Channel noise robust transmit power optimized linear precoder for ISI channel with minimal complexity equalizer

Abstract

A special class of linear precoder-equalizer pair with equalizers formed by simple tapped delay lines is proposed. With this special equalizer structure, the equalizer of this system not only can enjoy the minimal implementation complexity, but also can avoid the noise amplification effect. Moreover, using nonmaximally decimated filterbank structure, this precoder-equalizer pair is proven to be able to guarantee intersymbol interference (ISI)-free communication by zero-forcing approach, even if spectral nulling exists in the physical channel. Another advantage of this system is that the length of the guard period introduced by the precoder can be any positive integer values, thus the guard period can be designed to maximize the spectral efficiency by selecting it to be as short as one symbol per block of transmitted signal.
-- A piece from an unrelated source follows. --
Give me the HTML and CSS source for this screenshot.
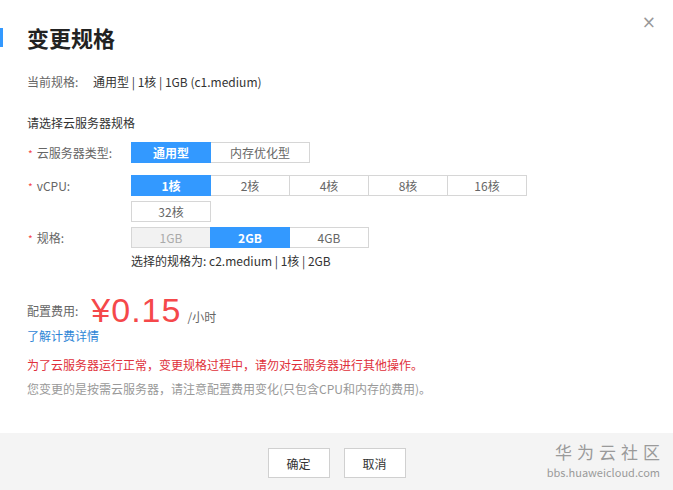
FILE: index.html
```html
<!DOCTYPE html>
<html lang="zh-CN">
<head>
  <meta charset="UTF-8">
  <title>变更规格</title>
  <link rel="stylesheet" href="styles.css">
</head>
<body>
<div class="dialog">
  <span class="close">&#215;</span>
  <div class="body">
    <h1 class="title">变更规格</h1>

    <div class="current">
      <span class="current-label">当前规格:</span>
      <span>通用型 | 1核 | 1GB (c1.medium)</span>
    </div>

    <div class="section">请选择云服务器规格</div>

    <div class="form">
      <div class="row">
        <div class="label"><i>*</i>云服务器类型:</div>
        <div class="opts">
          <span class="opt on">通用型</span>
          <span class="opt wide">内存优化型</span>
        </div>
      </div>

      <div class="row">
        <div class="label"><i>*</i>vCPU:</div>
        <div class="opts wrap">
          <span class="opt on">1核</span>
          <span class="opt">2核</span>
          <span class="opt">4核</span>
          <span class="opt">8核</span>
          <span class="opt">16核</span>
          <span class="opt">32核</span>
        </div>
      </div>

      <div class="row tight">
        <div class="label"><i>*</i>规格:</div>
        <div class="opts">
          <span class="opt off">1GB</span>
          <span class="opt on">2GB</span>
          <span class="opt">4GB</span>
        </div>
      </div>

      <div class="chosen">选择的规格为: c2.medium | 1核 | 2GB</div>
    </div>

    <div class="fee">
      <span class="fee-label">配置费用:</span>
      <span class="price">¥0.15</span>
      <span class="unit">/小时</span>
    </div>
    <a class="detail">了解计费详情</a>

    <p class="warn">为了云服务器运行正常，变更规格过程中，请勿对云服务器进行其他操作。</p>
    <p class="note">您变更的是按需云服务器，请注意配置费用变化(只包含CPU和内存的费用)。</p>
  </div>

  <div class="footer">
    <button class="btn">确定</button>
    <button class="btn">取消</button>
    <div class="mark">
      <div class="mark-cn">华为云社区</div>
      <div class="mark-en">bbs.huaweicloud.com</div>
    </div>
  </div>
</div>
</body>
</html>
```

FILE: styles.css
```css
body {
  margin: 0;
  background: #fff;
  font-family: "Noto Sans CJK SC", "Liberation Sans", sans-serif;
  font-size: 12px;
  color: #333;
}

.dialog {
  position: relative;
  width: 673px;
  height: 490px;
  display: flex;
  flex-direction: column;
  overflow: hidden;
}

.close {
  position: absolute;
  top: 12px;
  right: 17px;
  font-size: 17px;
  color: #999;
  font-family: "DejaVu Sans", sans-serif;
}

.body {
  flex: 1;
  padding: 26px 0 0 27px;
}

.title {
  position: relative;
  margin: 0;
  font-size: 22px;
  line-height: 22px;
  font-weight: bold;
  color: #222;
}

.title::before {
  content: '';
  position: absolute;
  left: -27px;
  top: 2px;
  width: 3px;
  height: 19px;
  background: #3399ff;
}

.current {
  margin-top: 26px;
  line-height: 16px;
  color: #333;
}

.current-label {
  color: #666;
  margin-right: 12px;
}

.section {
  margin-top: 25px;
  line-height: 16px;
}

.form {
  margin-top: 11px;
}

.row {
  display: flex;
  align-items: flex-start;
  margin-bottom: 11px;
}

.row.tight {
  margin-top: -6px;
  margin-bottom: 4px;
}

.label {
  width: 104px;
  flex: none;
  line-height: 21px;
  color: #666;
}

.label i {
  font-style: normal;
  color: #f5484a;
  font-size: 10px;
  margin: 0 4px 0 1px;
}

.opts {
  display: flex;
}

.opts.wrap {
  flex-wrap: wrap;
  width: 402px;
  row-gap: 5px;
}

.opt {
  box-sizing: border-box;
  width: 80px;
  height: 21px;
  line-height: 19px;
  border: 1px solid #d6d6d6;
  margin-right: -1px;
  text-align: center;
  color: #666;
  background: #fff;
}

.opt.wide {
  width: 100px;
}

.opt.on {
  background: #3399ff;
  border-color: #3399ff;
  color: #fff;
  font-weight: bold;
  position: relative;
}

.opt.off {
  background: #f2f2f2;
  color: #aaa;
}

.chosen {
  margin-left: 104px;
  line-height: 16px;
}

.fee {
  margin-top: 24px;
  display: flex;
  align-items: baseline;
}

.fee-label {
  align-self: center;
  color: #666;
  margin-right: 13px;
}

.price {
  font-family: "Liberation Sans", sans-serif;
  font-size: 34px;
  line-height: 34px;
  letter-spacing: 1px;
  color: #f5484a;
  margin-right: 6px;
}

.unit {
  color: #666;
}

.detail {
  display: block;
  margin-top: 1px;
  line-height: 16px;
  color: #2f86d6;
}

.warn {
  margin: 13px 0 0;
  line-height: 16px;
  color: #e0303a;
}

.note {
  margin: 8px 0 0;
  line-height: 16px;
  color: #999;
}

.footer {
  position: relative;
  height: 57px;
  background: #f4f4f4;
  display: flex;
  justify-content: center;
  align-items: flex-start;
  gap: 14px;
  padding-top: 15px;
  box-sizing: border-box;
}

.btn {
  width: 62px;
  height: 30px;
  border: 1px solid #d0d0d0;
  background: #fff;
  font-family: inherit;
  font-size: 12px;
  color: #333;
  padding: 0;
}

.mark {
  position: absolute;
  right: 13px;
  top: 9px;
  text-align: right;
  color: #9a9a9a;
}

.mark-cn {
  font-size: 17px;
  line-height: 20px;
  letter-spacing: 5px;
  margin-right: -5px;
}

.mark-en {
  font-size: 11px;
  line-height: 12px;
  margin-top: 4px;
}
```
A systematic method for designing a minimal transmit power finite-impulse response (FIR) precoder under the proposed precoder-equalizer pair structure is presented. Under the ISI channel with independent additive white Gaussian noise, the design of this minimal transmit power FIR precoder is shown to be a minimum mean square error precoder design. Simulation results are presented to illustrate the performance of the proposed precoder-equalizer structure and that of the transmit power minimized precoder.